Как вскоре выяснилось, человек этот был нью-йоркским детективом Томасом Ф. Мелоуном, находящемся ныне в длительном отпуске по состоянию здоровья, подорванного в результате непомерного объема работы, взваленного им на плечи во время расследования одного жутковатого дела, которому несчастная случайность придала весьма трагическое завершение. Во время облавы, в которой он принимал участие, рухнуло несколько старых кирпичных домов, под обломками которых погибли как преследумые, так и товарищи Мелоуна по службе.
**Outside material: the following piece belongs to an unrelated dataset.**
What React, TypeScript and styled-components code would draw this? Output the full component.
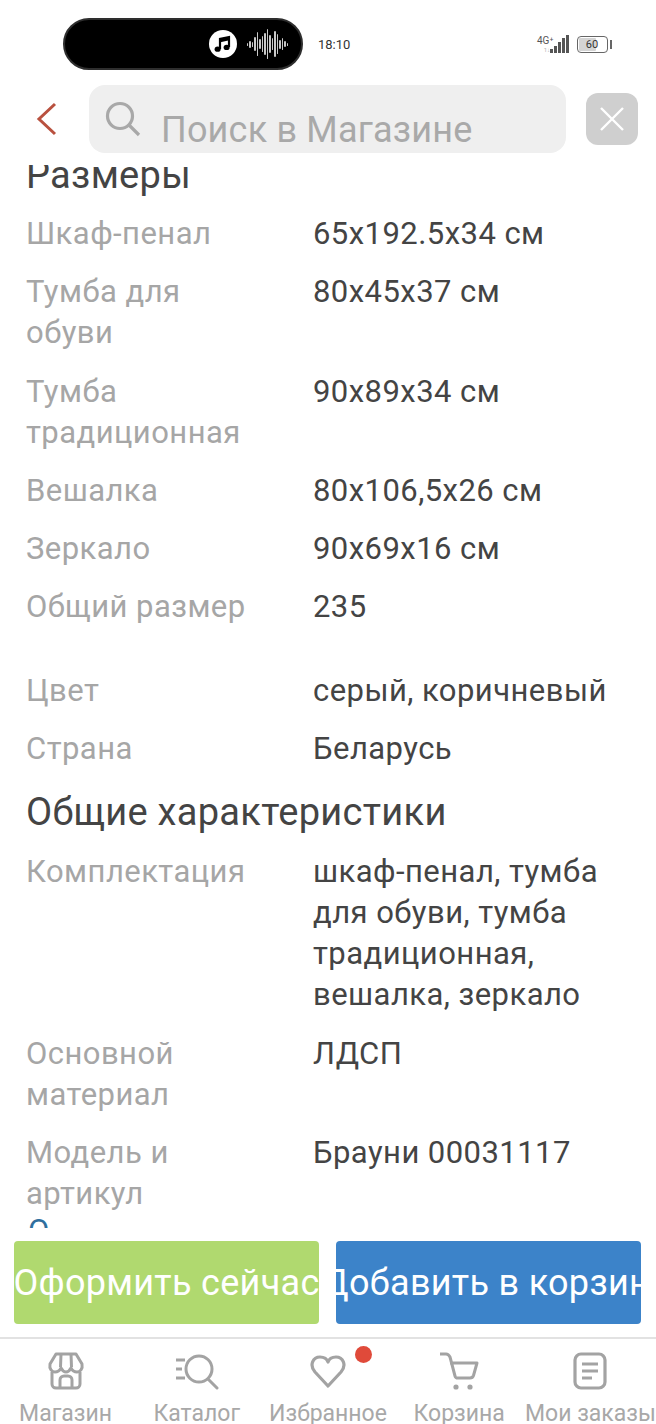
import React from "react"
import styled, { createGlobalStyle } from "styled-components"

const GlobalStyle = createGlobalStyle`
    html, body {
        margin: 0;
        padding: 0;
        background: #ffffff;
    }
    body {
        font-family: Roboto, "Noto Sans", sans-serif;
    }
`

interface ISpec {
    label: string;
    value: string;
}

const sizes: ISpec[] = [
    { label: "Шкаф-пенал", value: "65x192.5x34 см" },
    { label: "Тумба для обуви", value: "80x45x37 см" },
    { label: "Тумба традиционная", value: "90x89x34 см" },
    { label: "Вешалка", value: "80x106,5x26 см" },
    { label: "Зеркало", value: "90x69x16 см" },
    { label: "Общий размер", value: "235" },
]

const basics: ISpec[] = [
    { label: "Цвет", value: "серый, коричневый" },
    { label: "Страна", value: "Беларусь" },
]

const general: ISpec[] = [
    { label: "Комплектация", value: "шкаф-пенал, тумба для обуви, тумба традиционная, вешалка, зеркало" },
    { label: "Основной материал", value: "ЛДСП" },
    { label: "Модель и артикул", value: "Брауни 00031117" },
]

const waveBars = [3, 7, 5, 14, 24, 10, 16, 22, 30, 18, 12, 26, 20, 9, 12, 6, 3]

const SpecRows = ({ items }: { items: ISpec[] }) => (
    <>
        {items.map(item => (
            <Row key={item.label}>
                <RowLabel>{item.label}</RowLabel>
                <RowValue>{item.value}</RowValue>
            </Row>
        ))}
    </>
)

export default function App() {
    return (
        <Page>
            <GlobalStyle />

            {/* status bar */}
            <StatusBar>
                <Island>
                    <MusicBadge>
                        <svg width="20" height="20" viewBox="0 0 20 20" fill="none">
                            <path d="M7 15V5l9-2v10" stroke="#000" strokeWidth="2.2" />
                            <path d="M7 6.5l9-2" stroke="#000" strokeWidth="3.4" />
                            <ellipse cx="4.6" cy="15.2" rx="3" ry="2.6" fill="#000" />
                            <ellipse cx="13.6" cy="13.4" rx="3" ry="2.6" fill="#000" />
                        </svg>
                    </MusicBadge>
                    <Wave>
                        {waveBars.map((height, index) => (
                            <WaveBar key={index} $height={height} />
                        ))}
                    </Wave>
                </Island>
                <Clock>18:10</Clock>
                <StatusRight>
                    <NetworkLabel>
                        <span>4G⁺</span>
                        <small>1↓</small>
                    </NetworkLabel>
                    <Signal>
                        {[4, 7, 11, 15, 18].map(height => (
                            <SignalBar key={height} $height={height} />
                        ))}
                    </Signal>
                    <Battery>
                        <BatteryFill />
                        <BatteryText>60</BatteryText>
                    </Battery>
                    <BatteryNub />
                </StatusRight>
            </StatusBar>

            {/* search header */}
            <Header>
                <BackButton>
                    <svg width="22" height="34" viewBox="0 0 22 34" fill="none">
                        <path d="M19 2 3 17l16 15" stroke="#b9513f" strokeWidth="3" />
                    </svg>
                </BackButton>
                <SearchBox>
                    <svg width="36" height="36" viewBox="0 0 36 36" fill="none">
                        <circle cx="15" cy="15" r="12.5" stroke="#a8a8a8" strokeWidth="3.2" />
                        <path d="M24 24l10 10" stroke="#a8a8a8" strokeWidth="3.2" />
                    </svg>
                    <SearchText>Поиск в Магазине</SearchText>
                </SearchBox>
                <ClearButton>
                    <svg width="26" height="26" viewBox="0 0 26 26" fill="none">
                        <path d="M2 2l22 22M24 2 2 24" stroke="#fff" strokeWidth="2.4" />
                    </svg>
                </ClearButton>
            </Header>

            {/* scrolled list of specs, cut off on both sides */}
            <Scroller>
                <ScrollInner>
                    <SectionTitle>Размеры</SectionTitle>
                    <SpecRows items={sizes} />
                    <BasicsGroup>
                        <SpecRows items={basics} />
                    </BasicsGroup>
                    <GeneralTitle>Общие характеристики</GeneralTitle>
                    <SpecRows items={general} />
                    <NextLabel>О</NextLabel>
                </ScrollInner>
            </Scroller>

            <Actions>
                <ActionButton $color="#b0d96f">Оформить сейчас</ActionButton>
                <ActionButton $color="#3c83c9" $nudge={12}>Добавить в корзину</ActionButton>
            </Actions>

            <BottomNav>
                <NavItem>
                    <svg width="38" height="38" viewBox="0 0 38 38" fill="none" stroke="#a3a3a3" strokeWidth="3">
                        <path d="M9 2h20l6 10c1 5-2 8-5 8-3 0-5-2-6-4-1 2-3 4-5 4s-4-2-5-4c-1 2-3 4-6 4-3 0-6-3-5-8z" strokeLinejoin="round" />
                        <path d="M14 2 13.5 15M24 2l.5 13" />
                        <path d="M5 20v12a4 4 0 0 0 4 4h20a4 4 0 0 0 4-4V20" />
                        <path d="M13 36V28a4 4 0 0 1 4-4h4a4 4 0 0 1 4 4v8" />
                    </svg>
                    <NavLabel>Магазин</NavLabel>
                </NavItem>
                <NavItem>
                    <svg width="44" height="38" viewBox="0 0 44 38" fill="none" stroke="#a3a3a3" strokeWidth="3">
                        <circle cx="24" cy="17" r="13" />
                        <path d="M33 27l9 9" strokeLinecap="round" />
                        <path d="M1 8h9M1 17h6M1 26h9" />
                    </svg>
                    <NavLabel>Каталог</NavLabel>
                </NavItem>
                <NavItem>
                    <svg width="36" height="38" viewBox="0 0 36 38" fill="none" stroke="#a3a3a3" strokeWidth="3.2">
                        <path d="M18 34 5 20C-1 13 3 5 10 5c4 0 7 2 8 5 1-3 4-5 8-5 7 0 11 8 5 15z" strokeLinejoin="round" />
                    </svg>
                    <NavLabel>Избранное</NavLabel>
                    <NavDot />
                </NavItem>
                <NavItem>
                    <svg width="40" height="38" viewBox="0 0 40 38" fill="none" stroke="#a3a3a3" strokeWidth="3">
                        <path d="M1 2h6c2 0 3 1 4 3l5 19c.5 2 1 2 3 2h12c2 0 3-1 3.5-2.5L38 11H11" strokeLinejoin="round" />
                        <circle cx="17" cy="35" r="2.6" fill="#a3a3a3" stroke="none" />
                        <circle cx="31" cy="35" r="2.6" fill="#a3a3a3" stroke="none" />
                    </svg>
                    <NavLabel>Корзина</NavLabel>
                </NavItem>
                <NavItem>
                    <svg width="34" height="38" viewBox="0 0 34 38" fill="none" stroke="#a3a3a3" strokeWidth="3.2">
                        <rect x="2" y="2" width="30" height="34" rx="6" />
                        <path d="M9 12h16M9 19h16M9 26h10" strokeWidth="3" />
                    </svg>
                    <NavLabel>Мои заказы</NavLabel>
                </NavItem>
            </BottomNav>
        </Page>
    )
}

const Page = styled.div`
    width: 656px;
    height: 1424px;
    display: flex;
    flex-direction: column;
    overflow: hidden;
    background: #ffffff;
`

const StatusBar = styled.div`
    height: 85px;
    flex: none;
    display: flex;
    align-items: flex-start;
    padding: 18px 44px 0 63px;
    box-sizing: border-box;
`

const Island = styled.div`
    width: 240px;
    height: 52px;
    box-sizing: border-box;
    border: 2px solid #2e2e2e;
    border-radius: 26px;
    background: #000000;
    display: flex;
    align-items: center;
    justify-content: flex-end;
    gap: 10px;
    padding-right: 13px;
`

const MusicBadge = styled.div`
    width: 28px;
    height: 28px;
    border-radius: 50%;
    background: #ffffff;
    display: flex;
    align-items: center;
    justify-content: center;
`

const Wave = styled.div`
    display: flex;
    align-items: center;
    gap: 1px;
    height: 30px;
`

const WaveBar = styled.span<{ $height: number }>`
    width: 1.5px;
    height: ${props => props.$height}px;
    background: #c9c9c9;
    border-radius: 1px;
`

const Clock = styled.div`
    margin: 17px 0 0 15px;
    font-size: 13px;
    line-height: 20px;
    color: #333333;
`

const StatusRight = styled.div`
    margin: 15px 0 0 auto;
    display: flex;
    align-items: flex-end;
    height: 20px;
`

const NetworkLabel = styled.div`
    display: flex;
    flex-direction: column;
    font-size: 10px;
    line-height: 10px;
    color: #555555;
    width: 13px;
    white-space: nowrap;

    small {
        font-size: 6px;
        line-height: 7px;
        color: #b5b5b5;
        text-align: right;
    }
`

const Signal = styled.div`
    display: flex;
    align-items: flex-end;
    gap: 1.5px;
    margin-right: 8px;
`

const SignalBar = styled.span<{ $height: number }>`
    width: 2.5px;
    height: ${props => props.$height}px;
    background: #555555;
`

const Battery = styled.div`
    position: relative;
    width: 31px;
    height: 17px;
    box-sizing: border-box;
    border: 1.5px solid #666666;
    border-radius: 4px;
    display: flex;
    align-items: center;
    justify-content: center;
    overflow: hidden;
`

const BatteryFill = styled.div`
    position: absolute;
    left: 1px;
    top: 1px;
    bottom: 1px;
    width: 60%;
    background: #d4d4d4;
    border-radius: 1px;
`

const BatteryText = styled.span`
    position: relative;
    font-size: 11px;
    line-height: 12px;
    color: #333333;
`

const BatteryNub = styled.span`
    width: 2.5px;
    height: 9px;
    margin: 0 0 4px 2px;
    background: #666666;
`

const Header = styled.div`
    height: 80px;
    flex: none;
    display: flex;
    align-items: flex-start;
    box-sizing: border-box;
    padding: 0 18px 0 36px;
`

const BackButton = styled.div`
    width: 53px;
    flex: none;
    display: flex;
    margin-top: 17px;
`

const SearchBox = styled.div`
    width: 477px;
    height: 68px;
    flex: none;
    box-sizing: border-box;
    padding: 16px 0 0 16px;
    border-radius: 16px;
    background: #efefef;
    display: flex;
    align-items: flex-start;
    gap: 20px;
`

const SearchText = styled.div`
    margin-top: 8px;
    font-size: 36px;
    line-height: 42px;
    letter-spacing: 0.2px;
    color: #a9a9a9;
    white-space: nowrap;
`

const ClearButton = styled.div`
    width: 52px;
    height: 52px;
    flex: none;
    margin: 8px 0 0 20px;
    border-radius: 12px;
    background: #cfcfcf;
    display: flex;
    align-items: center;
    justify-content: center;
`

const Scroller = styled.div`
    height: 1063px;
    flex: none;
    overflow: hidden;
    padding: 0 26px;
`

const ScrollInner = styled.div`
    margin-top: -10px;
    font-size: 31px;
`

const SectionTitle = styled.h3`
    margin: 0 0 17px;
    font-size: 38px;
    font-weight: 400;
    line-height: 41px;
    letter-spacing: 0.3px;
    color: #444444;
`

const GeneralTitle = styled(SectionTitle)`
    margin: 23px 0 18px;
`

const Row = styled.div`
    display: flex;
    margin-bottom: 17.25px;
    line-height: 41px;
    letter-spacing: 0.45px;
`

const RowLabel = styled.div`
    width: 287px;
    flex: none;
    padding-right: 60px;
    box-sizing: border-box;
    color: #a6a6a6;
`

const RowValue = styled.div`
    flex: 1;
    color: #444444;
`

const NextLabel = styled.div`
    margin-top: -21px;
    padding-left: 2px;
    line-height: 41px;
    color: #2f6f9e;
`

const BasicsGroup = styled.div`
    padding-top: 25.5px;
`

const Actions = styled.div`
    height: 109px;
    flex: none;
    box-sizing: border-box;
    padding: 13px 15px 13px 14px;
    display: flex;
    gap: 17px;
`

const ActionButton = styled.div<{ $color: string; $nudge?: number }>`
    width: 305px;
    flex: none;
    box-sizing: border-box;
    padding-left: ${props => props.$nudge || 0}px;
    border-radius: 4px;
    background: ${props => props.$color};
    color: #ffffff;
    font-size: 36px;
    letter-spacing: 0.3px;
    white-space: nowrap;
    overflow: hidden;
    display: flex;
    align-items: center;
    justify-content: center;
`

const BottomNav = styled.div`
    flex: 1;
    display: grid;
    grid-template-columns: repeat(5, 1fr);
    border-top: 2px solid #e2e2e2;
    overflow: hidden;
`

const NavItem = styled.div`
    position: relative;
    display: flex;
    flex-direction: column;
    align-items: center;
    padding-top: 13px;
`

const NavLabel = styled.div`
    margin-top: 10px;
    font-size: 23px;
    line-height: 27px;
    color: #a8a8a8;
    white-space: nowrap;
`

const NavDot = styled.span`
    position: absolute;
    left: 93px;
    top: 7px;
    width: 17px;
    height: 17px;
    border-radius: 50%;
    background: #e04a3a;
`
Обстоятельства катастрофы столь потрясли детектива, что с тех пор он испытывал необъяснимый ужас при одном виде строений, хотя бы отдаленно напоминаюших обрушившиеся, и в конце концов специалисты по умственным расстройствам посоветовали ему уехать из города на неопределенный срок. Полицейский хирург, у которого были родственники в Чепачете, предложил это небольшое поселение, состоящее из двух десятков домов в колониальном стиле, как идеальное место для исцеления душевных ран. Недолго думая, больной оправился в путь, пообещав держаться подальше от главных улиц более крупных деревень до тех пор, пока на то не будет особого разрешения вунсокетского психиатра, под наблюдение которого он поступал. Прогулка в Паскоуг за свежими журналами была явной ошибкой, и несчастный пациент заплатил за свое ослушание испугом, синяками и стыдом.